Это не значит и того, что в Эстонии не было поэтического самиздата. Он был (как был и тамиздат – много поэтов первого ряда, таких как Мария Ундер, Ильмар Лаабан, Калью Лепик, оказались в результате войны в эмиграции), но он играл совершенно иную роль: Уку Мазинг и Артур Алликсаар, наиболее значительные из поэтов, стихи которых ходили в самиздате, были злостными нарушителями правил: первый – дискурсивных, второй – социальных.
Далее, что важно представлять себе русскому читателю, – иной, если так можно выразиться, недостаточно окрепший, фундамент национальной классики.

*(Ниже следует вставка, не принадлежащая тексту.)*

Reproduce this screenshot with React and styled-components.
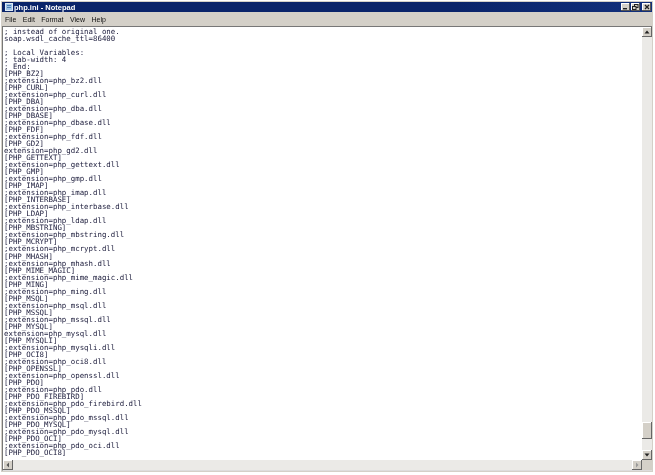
import React from "react";
import styled, { createGlobalStyle } from "styled-components";

const GlobalStyle = createGlobalStyle`
  html, body {
    margin: 0;
    padding: 0;
    background: #fff;
  }
`;

const Window = styled.div`
  width: 652px;
  height: 471px;
  margin: 1px 0 0 1px;
  box-sizing: border-box;
  display: flex;
  flex-direction: column;
  background: #d4d0c8;
  padding: 1px;
  overflow: hidden;
  font-family: "Liberation Sans", Arial, sans-serif;
  filter: blur(0.3px);
`;

const TitleBar = styled.div`
  flex: none;
  height: 10px;
  display: flex;
  align-items: center;
  padding: 0 1px 0 3px;
  background: linear-gradient(90deg, #0a246a 0%, #0a246a 70%, #12307c 100%);
  color: #fff;
  font-size: 7.5px;
  font-weight: 700;
`;

const TitleIcon = styled.svg`
  width: 8px;
  height: 8px;
  margin-right: 1px;
`;

const TitleText = styled.span`
  flex: 1;
`;

const CaptionButton = styled.div`
  width: 9px;
  height: 8px;
  margin-left: ${p => p.$gap}px;
  background: #d4d0c8;
  box-shadow: inset -1px -1px 0 #555, inset 1px 1px 0 #fff;
  display: flex;
  align-items: center;
  justify-content: center;
`;

const MenuBar = styled.div`
  flex: none;
  height: 14px;
  display: flex;
  align-items: center;
  gap: 6.5px;
  padding: 0 3px;
  font-size: 7px;
  color: #111;
`;

const Body = styled.div`
  flex: 1;
  min-height: 0;
  display: grid;
  grid-template-columns: minmax(0, 1fr) 10px;
  grid-template-rows: minmax(0, 1fr) 10px;
  border-top: 1px solid #777;
  border-left: 1px solid #777;
  border-bottom: 1px solid #ddd;
`;

const TextArea = styled.pre`
  margin: 0;
  padding: 1px 0 0 1px;
  background: #fff;
  overflow: hidden;
  font-family: "DejaVu Sans Mono", "Liberation Mono", monospace;
  font-size: 7.4px;
  line-height: 7.02px;
  color: #1a1a3a;
`;

const ScrollBarV = styled.div`
  background: #ebeae7;
  display: flex;
  flex-direction: column;
`;

const ScrollBarH = styled.div`
  background: #ebeae7;
  display: flex;
  justify-content: space-between;
`;

const Corner = styled.div`
  background: #d4d0c8;
`;

const ScrollButton = styled.div`
  flex: none;
  width: 10px;
  height: 10px;
  box-sizing: border-box;
  background: #d4d0c8;
  box-shadow: inset -1px -1px 0 #666, inset 1px 1px 0 #fff;
  display: flex;
  align-items: center;
  justify-content: center;
`;

const Track = styled.div`
  flex: 1;
  display: flex;
  flex-direction: column;
  justify-content: flex-end;
  padding-bottom: 11px;
`;

const Thumb = styled.div`
  height: 17px;
  background: #d4d0c8;
  box-shadow: inset -1px -1px 0 #666, inset 1px 1px 0 #fff;
`;

const lines = [
  "; instead of original one.",
  "soap.wsdl_cache_ttl=86400",
  "",
  "; Local Variables:",
  "; tab-width: 4",
  "; End:",
  "[PHP_BZ2]",
  ";extension=php_bz2.dll",
  "[PHP_CURL]",
  ";extension=php_curl.dll",
  "[PHP_DBA]",
  ";extension=php_dba.dll",
  "[PHP_DBASE]",
  ";extension=php_dbase.dll",
  "[PHP_FDF]",
  ";extension=php_fdf.dll",
  "[PHP_GD2]",
  "extension=php_gd2.dll",
  "[PHP_GETTEXT]",
  ";extension=php_gettext.dll",
  "[PHP_GMP]",
  ";extension=php_gmp.dll",
  "[PHP_IMAP]",
  ";extension=php_imap.dll",
  "[PHP_INTERBASE]",
  ";extension=php_interbase.dll",
  "[PHP_LDAP]",
  ";extension=php_ldap.dll",
  "[PHP_MBSTRING]",
  ";extension=php_mbstring.dll",
  "[PHP_MCRYPT]",
  ";extension=php_mcrypt.dll",
  "[PHP_MHASH]",
  ";extension=php_mhash.dll",
  "[PHP_MIME_MAGIC]",
  ";extension=php_mime_magic.dll",
  "[PHP_MING]",
  ";extension=php_ming.dll",
  "[PHP_MSQL]",
  ";extension=php_msql.dll",
  "[PHP_MSSQL]",
  ";extension=php_mssql.dll",
  "[PHP_MYSQL]",
  "extension=php_mysql.dll",
  "[PHP_MYSQLI]",
  ";extension=php_mysqli.dll",
  "[PHP_OCI8]",
  ";extension=php_oci8.dll",
  "[PHP_OPENSSL]",
  ";extension=php_openssl.dll",
  "[PHP_PDO]",
  ";extension=php_pdo.dll",
  "[PHP_PDO_FIREBIRD]",
  ";extension=php_pdo_firebird.dll",
  "[PHP_PDO_MSSQL]",
  ";extension=php_pdo_mssql.dll",
  "[PHP_PDO_MYSQL]",
  ";extension=php_pdo_mysql.dll",
  "[PHP_PDO_OCI]",
  ";extension=php_pdo_oci.dll",
  "[PHP_PDO_OCI8]",
];

const Arrow = ({ points, color = "#222" }) => (
  <svg width="6" height="6" viewBox="0 0 6 6">
    <polygon points={points} fill={color} />
  </svg>
);

export default function App() {
  return (
    <>
      <GlobalStyle />
      <Window>
        <TitleBar>
          <TitleIcon viewBox="0 0 8 8">
            <rect x="0.5" y="0.5" width="7" height="7" fill="#9fc4e8" stroke="#dfeaf5" />
            <rect x="2" y="2" width="4" height="1" fill="#4f7fb5" />
            <rect x="2" y="4" width="4" height="1" fill="#4f7fb5" />
          </TitleIcon>
          <TitleText>php.ini - Notepad</TitleText>
          <CaptionButton $gap={0}>
            <svg width="7" height="6" viewBox="0 0 7 6">
              <rect x="1" y="4" width="4" height="1.4" fill="#222" />
            </svg>
          </CaptionButton>
          <CaptionButton $gap={1}>
            <svg width="7" height="6" viewBox="0 0 7 6" fill="none" stroke="#222">
              <rect x="2.5" y="0.5" width="3.5" height="3" />
              <rect x="0.5" y="2.5" width="3.5" height="3" fill="#d4d0c8" />
            </svg>
          </CaptionButton>
          <CaptionButton $gap={2}>
            <svg width="6" height="6" viewBox="0 0 6 6" stroke="#222" strokeWidth="1.3">
              <path d="M1 1 L5 5 M5 1 L1 5" />
            </svg>
          </CaptionButton>
        </TitleBar>
        <MenuBar>
          <span>File</span>
          <span>Edit</span>
          <span>Format</span>
          <span>View</span>
          <span>Help</span>
        </MenuBar>
        <Body>
          <TextArea>{lines.join("\n")}</TextArea>
          <ScrollBarV>
            <ScrollButton>
              <Arrow points="3,1.5 5.5,4.5 0.5,4.5" />
            </ScrollButton>
            <Track>
              <Thumb />
            </Track>
            <ScrollButton>
              <Arrow points="0.5,1.5 5.5,1.5 3,4.5" />
            </ScrollButton>
          </ScrollBarV>
          <ScrollBarH>
            <ScrollButton>
              <Arrow points="4,0.5 4,5.5 1.5,3" color="#555" />
            </ScrollButton>
            <ScrollButton>
              <Arrow points="2,0.5 2,5.5 4.5,3" color="#999" />
            </ScrollButton>
          </ScrollBarH>
          <Corner />
        </Body>
      </Window>
    </>
  );
}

Итальянской классической поэзии в годы юности Каплинского было уже более 600 лет (Данте), французской – под 500 (Вийон), английской – под 400 (елизаветинцы), русской (Пушкин) и польской (Мицкевич) – хотя бы 150.

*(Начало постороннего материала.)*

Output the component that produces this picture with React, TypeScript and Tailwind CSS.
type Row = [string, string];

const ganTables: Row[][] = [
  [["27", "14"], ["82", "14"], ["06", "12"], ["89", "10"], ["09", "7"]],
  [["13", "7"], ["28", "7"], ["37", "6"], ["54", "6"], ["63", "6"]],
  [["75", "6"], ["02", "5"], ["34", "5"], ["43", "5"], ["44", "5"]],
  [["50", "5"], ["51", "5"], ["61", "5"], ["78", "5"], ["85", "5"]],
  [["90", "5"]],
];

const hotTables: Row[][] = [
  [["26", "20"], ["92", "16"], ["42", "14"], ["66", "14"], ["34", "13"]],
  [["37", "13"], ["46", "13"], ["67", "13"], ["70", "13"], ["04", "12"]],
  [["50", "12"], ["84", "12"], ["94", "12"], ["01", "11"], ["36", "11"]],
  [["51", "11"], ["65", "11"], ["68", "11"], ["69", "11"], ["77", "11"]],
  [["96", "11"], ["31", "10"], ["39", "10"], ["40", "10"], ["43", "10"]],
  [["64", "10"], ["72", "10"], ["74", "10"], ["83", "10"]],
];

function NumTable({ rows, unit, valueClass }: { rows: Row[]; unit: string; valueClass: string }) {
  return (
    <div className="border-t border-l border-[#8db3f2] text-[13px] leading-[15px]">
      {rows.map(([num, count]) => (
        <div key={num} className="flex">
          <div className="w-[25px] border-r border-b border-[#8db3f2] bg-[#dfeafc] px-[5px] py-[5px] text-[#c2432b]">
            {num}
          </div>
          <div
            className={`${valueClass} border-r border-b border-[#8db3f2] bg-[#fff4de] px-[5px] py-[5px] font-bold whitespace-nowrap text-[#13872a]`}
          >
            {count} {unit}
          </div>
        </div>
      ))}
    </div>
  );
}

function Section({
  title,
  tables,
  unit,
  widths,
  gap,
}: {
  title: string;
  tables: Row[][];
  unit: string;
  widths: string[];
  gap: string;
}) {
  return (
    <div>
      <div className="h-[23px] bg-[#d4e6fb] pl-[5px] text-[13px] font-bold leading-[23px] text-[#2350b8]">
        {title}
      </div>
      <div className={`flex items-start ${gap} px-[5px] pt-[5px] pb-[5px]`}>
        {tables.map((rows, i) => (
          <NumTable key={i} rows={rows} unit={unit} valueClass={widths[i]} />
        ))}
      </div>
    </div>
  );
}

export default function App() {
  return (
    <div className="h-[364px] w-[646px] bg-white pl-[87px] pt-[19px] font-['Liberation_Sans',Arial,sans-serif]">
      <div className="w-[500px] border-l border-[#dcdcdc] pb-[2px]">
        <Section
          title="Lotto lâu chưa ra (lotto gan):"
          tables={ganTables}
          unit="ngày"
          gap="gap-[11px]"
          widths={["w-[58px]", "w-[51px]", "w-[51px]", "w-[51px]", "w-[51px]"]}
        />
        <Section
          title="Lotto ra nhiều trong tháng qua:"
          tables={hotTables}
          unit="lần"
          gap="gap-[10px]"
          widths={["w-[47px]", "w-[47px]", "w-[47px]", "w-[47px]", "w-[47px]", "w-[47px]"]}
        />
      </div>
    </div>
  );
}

В эстонской же поэзии, во-первых, не было такой эпонимической фигуры (в соседней Латвии был Райнис), во-вторых, немало представителей первого поколения профессиональных эстонских поэтов, участников литературной группы «Noor Eesti» / «Молодая Эстония», будучи ровесниками дедушек и бабушек нашего поэта (как, например, Густав Суйтс и Фридеберт Туглас), были еще живы. Кроме прочего, годы расцвета этого поколения падали на десятилетие перед Первой мировой войной, из чего следует, что профессиональной эстонской поэзии было в послевоенные годы менее, чем полвека. К тому же запоздалая неоромантическая экзальтация «молодых эстонцев» как нельзя менее соответствовала травматическому опыту послевоенного детства. Получалось, что стоявшая перед поколением Каплинского задача была не в вос-создании некогда бывшего «досоветского рая», как это во многом мыслилось в Москве – Ленинграде (увы, без «досоветского рая» в эстонской ментальности тоже не обошлось), а в создании принципиально нового: поэзии европейского склада на своем языке, причем языке неевропейского происхождения и неевропейской структуры. Для сравнения, вышеупомянутый Уку Мазинг писал: «не увязнуть в индоевропейском менталитете».